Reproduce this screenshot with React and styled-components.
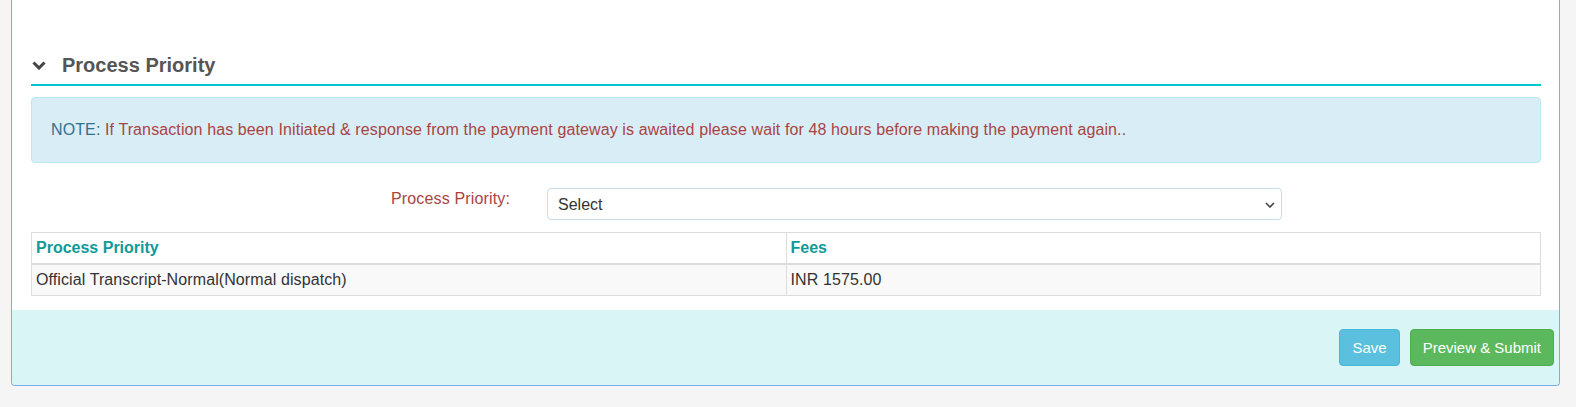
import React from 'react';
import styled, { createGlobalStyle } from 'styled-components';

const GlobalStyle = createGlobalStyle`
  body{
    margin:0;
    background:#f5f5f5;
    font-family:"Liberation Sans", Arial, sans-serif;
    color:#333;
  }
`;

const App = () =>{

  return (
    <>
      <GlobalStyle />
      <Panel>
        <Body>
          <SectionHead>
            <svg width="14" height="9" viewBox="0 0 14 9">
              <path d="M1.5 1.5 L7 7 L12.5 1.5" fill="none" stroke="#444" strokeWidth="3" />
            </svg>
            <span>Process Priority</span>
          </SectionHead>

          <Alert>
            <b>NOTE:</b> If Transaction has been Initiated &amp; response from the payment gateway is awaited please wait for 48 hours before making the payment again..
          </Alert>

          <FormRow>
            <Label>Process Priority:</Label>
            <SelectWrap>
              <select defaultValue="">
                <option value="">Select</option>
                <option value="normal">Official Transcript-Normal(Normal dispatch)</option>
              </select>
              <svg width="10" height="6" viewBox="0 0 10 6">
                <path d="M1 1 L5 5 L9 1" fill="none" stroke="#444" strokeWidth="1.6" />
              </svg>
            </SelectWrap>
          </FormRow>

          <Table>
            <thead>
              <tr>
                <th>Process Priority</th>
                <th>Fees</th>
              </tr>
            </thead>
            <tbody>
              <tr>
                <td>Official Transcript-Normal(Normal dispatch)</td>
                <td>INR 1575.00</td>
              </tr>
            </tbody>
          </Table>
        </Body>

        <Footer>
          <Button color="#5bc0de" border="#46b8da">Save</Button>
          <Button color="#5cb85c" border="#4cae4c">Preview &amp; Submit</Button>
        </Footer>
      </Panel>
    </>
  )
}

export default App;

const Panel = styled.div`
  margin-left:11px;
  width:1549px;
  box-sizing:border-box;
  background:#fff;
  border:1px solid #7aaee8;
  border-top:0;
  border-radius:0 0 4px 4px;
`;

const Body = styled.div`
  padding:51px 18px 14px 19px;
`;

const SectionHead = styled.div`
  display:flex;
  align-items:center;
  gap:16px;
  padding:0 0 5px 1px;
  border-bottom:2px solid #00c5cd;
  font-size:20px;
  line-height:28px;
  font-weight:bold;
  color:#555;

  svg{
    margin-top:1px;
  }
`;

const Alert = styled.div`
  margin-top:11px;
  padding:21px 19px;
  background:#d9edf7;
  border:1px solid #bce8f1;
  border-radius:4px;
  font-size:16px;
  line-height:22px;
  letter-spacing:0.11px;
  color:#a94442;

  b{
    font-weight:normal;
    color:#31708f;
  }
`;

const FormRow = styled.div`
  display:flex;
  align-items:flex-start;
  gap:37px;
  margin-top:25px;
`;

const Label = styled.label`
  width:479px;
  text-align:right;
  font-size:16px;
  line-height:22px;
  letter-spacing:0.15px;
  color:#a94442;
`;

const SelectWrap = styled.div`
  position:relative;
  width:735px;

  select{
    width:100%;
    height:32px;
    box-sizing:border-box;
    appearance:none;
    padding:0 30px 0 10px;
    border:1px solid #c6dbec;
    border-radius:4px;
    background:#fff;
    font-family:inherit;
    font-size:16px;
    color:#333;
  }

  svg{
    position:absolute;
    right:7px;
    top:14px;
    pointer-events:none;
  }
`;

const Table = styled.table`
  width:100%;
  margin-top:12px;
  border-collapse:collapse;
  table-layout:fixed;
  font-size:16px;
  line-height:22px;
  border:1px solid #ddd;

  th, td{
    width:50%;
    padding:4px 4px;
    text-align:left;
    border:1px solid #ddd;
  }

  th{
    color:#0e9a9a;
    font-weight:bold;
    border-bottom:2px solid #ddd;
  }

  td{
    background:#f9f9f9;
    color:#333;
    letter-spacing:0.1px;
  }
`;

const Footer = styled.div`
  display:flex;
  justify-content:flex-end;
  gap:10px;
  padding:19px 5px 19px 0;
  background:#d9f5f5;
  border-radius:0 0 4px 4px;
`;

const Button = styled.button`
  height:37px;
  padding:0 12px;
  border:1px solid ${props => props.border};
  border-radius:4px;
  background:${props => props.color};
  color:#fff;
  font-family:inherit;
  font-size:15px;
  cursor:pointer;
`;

...

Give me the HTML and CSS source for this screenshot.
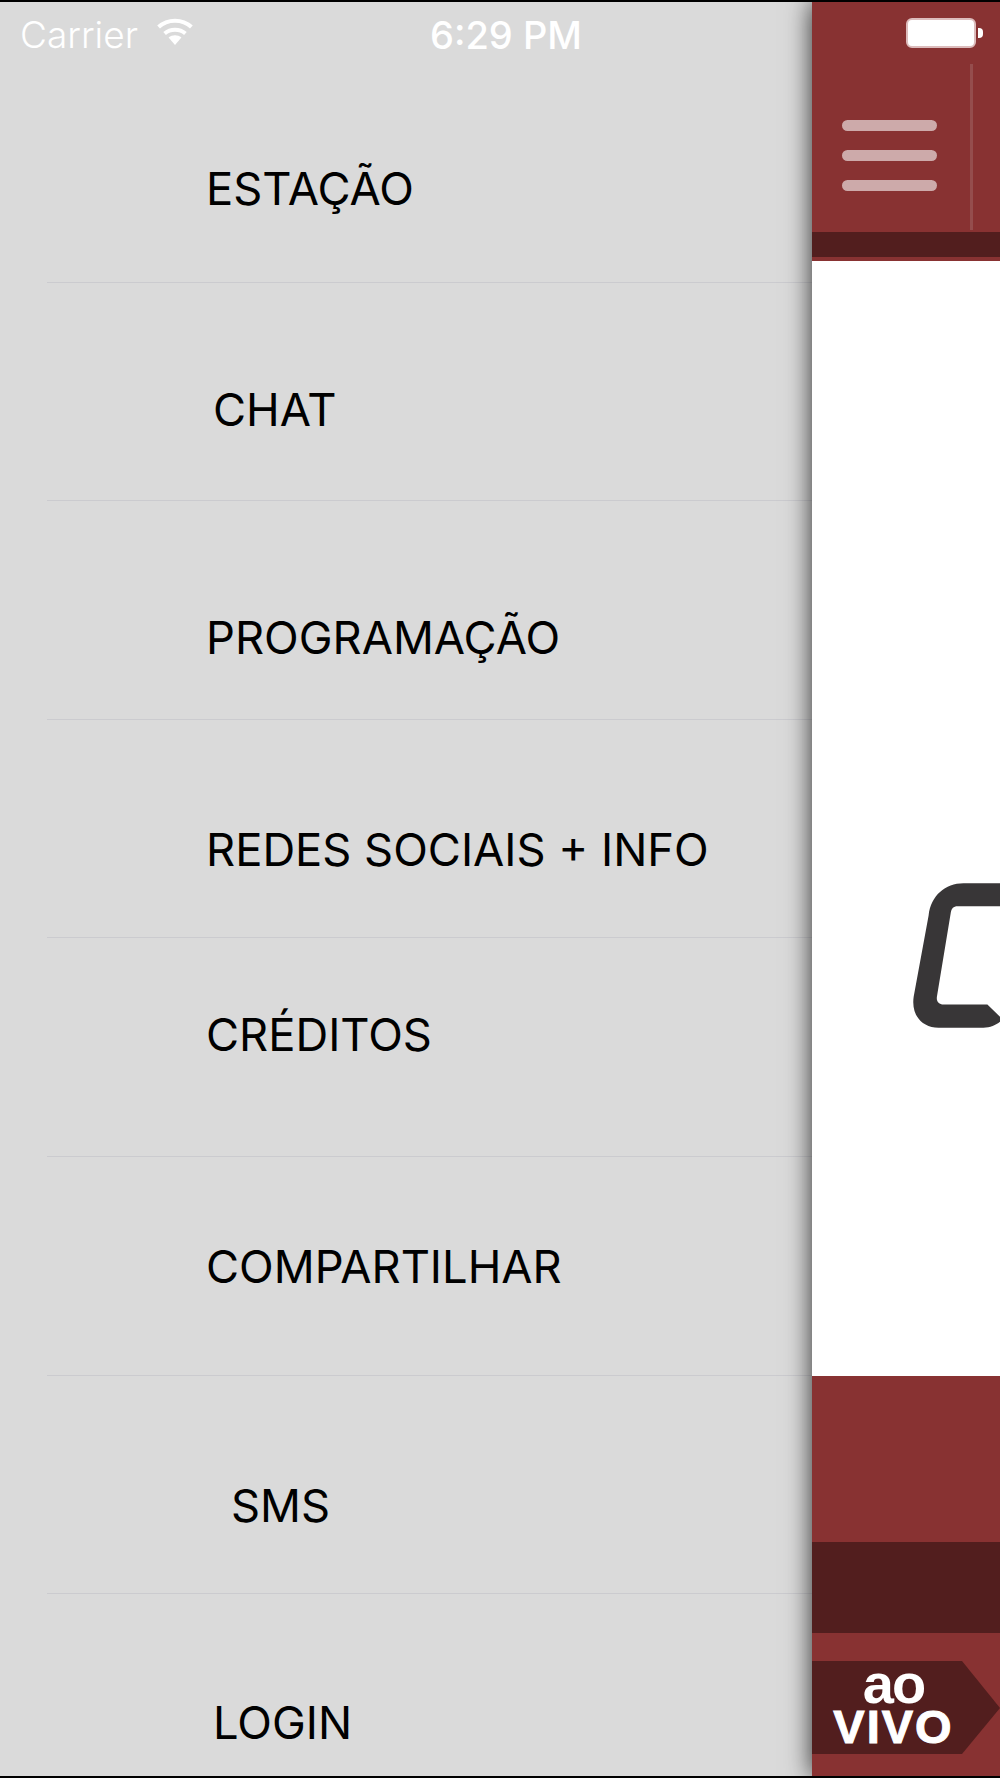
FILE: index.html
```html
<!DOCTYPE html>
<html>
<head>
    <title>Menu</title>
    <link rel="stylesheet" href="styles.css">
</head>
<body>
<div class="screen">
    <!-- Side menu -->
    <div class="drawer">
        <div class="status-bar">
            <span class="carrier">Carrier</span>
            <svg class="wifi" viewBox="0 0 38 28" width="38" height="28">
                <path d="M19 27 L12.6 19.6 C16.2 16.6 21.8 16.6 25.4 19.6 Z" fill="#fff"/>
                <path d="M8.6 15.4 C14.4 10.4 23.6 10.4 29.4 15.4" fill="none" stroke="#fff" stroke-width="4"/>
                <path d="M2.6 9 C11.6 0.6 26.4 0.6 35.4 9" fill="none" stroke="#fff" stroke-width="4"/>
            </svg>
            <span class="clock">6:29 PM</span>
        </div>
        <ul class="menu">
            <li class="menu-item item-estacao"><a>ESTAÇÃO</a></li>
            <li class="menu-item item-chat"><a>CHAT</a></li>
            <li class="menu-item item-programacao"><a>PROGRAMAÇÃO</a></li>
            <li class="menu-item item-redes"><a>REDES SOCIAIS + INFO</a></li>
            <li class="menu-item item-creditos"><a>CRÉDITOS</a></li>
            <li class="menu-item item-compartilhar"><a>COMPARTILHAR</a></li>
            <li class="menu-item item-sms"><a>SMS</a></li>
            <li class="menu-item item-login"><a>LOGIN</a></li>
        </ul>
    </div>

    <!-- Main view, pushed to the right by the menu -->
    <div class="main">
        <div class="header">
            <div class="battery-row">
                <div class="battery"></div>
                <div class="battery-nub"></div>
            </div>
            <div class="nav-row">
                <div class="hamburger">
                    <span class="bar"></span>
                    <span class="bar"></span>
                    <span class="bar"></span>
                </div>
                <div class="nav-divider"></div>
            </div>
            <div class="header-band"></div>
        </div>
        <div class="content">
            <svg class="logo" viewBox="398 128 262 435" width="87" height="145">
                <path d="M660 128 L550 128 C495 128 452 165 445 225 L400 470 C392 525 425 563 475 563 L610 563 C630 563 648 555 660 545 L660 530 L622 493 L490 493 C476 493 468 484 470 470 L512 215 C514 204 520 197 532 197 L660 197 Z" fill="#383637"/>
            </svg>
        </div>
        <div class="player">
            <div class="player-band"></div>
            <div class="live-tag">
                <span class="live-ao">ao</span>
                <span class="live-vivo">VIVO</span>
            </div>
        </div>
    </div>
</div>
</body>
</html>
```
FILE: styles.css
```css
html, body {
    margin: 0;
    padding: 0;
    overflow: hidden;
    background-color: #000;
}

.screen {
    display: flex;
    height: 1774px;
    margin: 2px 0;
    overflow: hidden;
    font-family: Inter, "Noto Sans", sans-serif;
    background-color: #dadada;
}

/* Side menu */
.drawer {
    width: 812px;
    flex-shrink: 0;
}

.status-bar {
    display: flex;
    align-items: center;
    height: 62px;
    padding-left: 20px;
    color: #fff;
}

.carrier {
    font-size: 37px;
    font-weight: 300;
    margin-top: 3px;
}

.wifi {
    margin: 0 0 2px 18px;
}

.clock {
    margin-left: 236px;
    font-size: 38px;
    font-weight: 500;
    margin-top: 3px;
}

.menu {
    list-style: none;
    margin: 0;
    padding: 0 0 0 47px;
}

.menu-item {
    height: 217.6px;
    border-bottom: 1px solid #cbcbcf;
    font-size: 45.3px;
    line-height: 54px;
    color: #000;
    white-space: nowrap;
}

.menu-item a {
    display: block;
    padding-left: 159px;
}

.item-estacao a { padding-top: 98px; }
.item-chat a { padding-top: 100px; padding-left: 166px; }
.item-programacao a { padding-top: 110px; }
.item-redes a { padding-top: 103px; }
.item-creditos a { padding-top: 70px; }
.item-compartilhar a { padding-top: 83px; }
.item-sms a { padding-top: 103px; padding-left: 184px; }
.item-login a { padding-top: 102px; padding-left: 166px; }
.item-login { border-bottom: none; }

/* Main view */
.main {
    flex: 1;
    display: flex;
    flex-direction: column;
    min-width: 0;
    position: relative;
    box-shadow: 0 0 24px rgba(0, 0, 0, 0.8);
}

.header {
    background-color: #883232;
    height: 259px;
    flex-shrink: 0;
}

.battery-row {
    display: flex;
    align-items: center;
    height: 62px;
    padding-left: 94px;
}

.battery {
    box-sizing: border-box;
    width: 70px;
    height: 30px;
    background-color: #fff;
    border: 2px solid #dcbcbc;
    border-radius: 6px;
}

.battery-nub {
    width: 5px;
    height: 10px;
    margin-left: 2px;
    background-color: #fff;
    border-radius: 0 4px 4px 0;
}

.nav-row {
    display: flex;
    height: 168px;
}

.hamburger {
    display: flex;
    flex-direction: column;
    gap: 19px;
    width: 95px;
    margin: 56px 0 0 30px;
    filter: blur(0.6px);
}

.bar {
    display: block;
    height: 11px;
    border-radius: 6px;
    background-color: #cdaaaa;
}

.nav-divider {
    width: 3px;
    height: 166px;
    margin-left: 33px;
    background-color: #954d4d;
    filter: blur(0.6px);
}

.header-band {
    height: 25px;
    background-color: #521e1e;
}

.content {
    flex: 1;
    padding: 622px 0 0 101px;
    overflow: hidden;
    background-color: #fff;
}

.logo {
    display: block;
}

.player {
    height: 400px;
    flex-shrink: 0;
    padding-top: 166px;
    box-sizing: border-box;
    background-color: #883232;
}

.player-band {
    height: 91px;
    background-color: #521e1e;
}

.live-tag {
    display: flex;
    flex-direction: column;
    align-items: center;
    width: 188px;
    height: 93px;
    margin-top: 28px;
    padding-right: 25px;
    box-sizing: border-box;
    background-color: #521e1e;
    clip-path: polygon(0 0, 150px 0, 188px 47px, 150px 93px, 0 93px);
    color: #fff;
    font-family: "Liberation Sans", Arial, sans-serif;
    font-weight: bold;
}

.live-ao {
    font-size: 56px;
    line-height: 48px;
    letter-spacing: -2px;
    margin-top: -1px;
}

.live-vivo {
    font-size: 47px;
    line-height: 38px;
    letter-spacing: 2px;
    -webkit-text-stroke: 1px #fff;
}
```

• [PROBLEM TO SOLVE] Lines that include the word "styled" are to be extracted from the data above.

• [EXERCISE RESPONSE]
Reproduce this screenshot with React and styled-components.
import styled, { createGlobalStyle } from 'styled-components';
const Panel = styled.div`
const Body = styled.div`
const SectionHead = styled.div`
const Alert = styled.div`
const FormRow = styled.div`
const Label = styled.label`
const SelectWrap = styled.div`
const Table = styled.table`
const Footer = styled.div`
const Button = styled.button`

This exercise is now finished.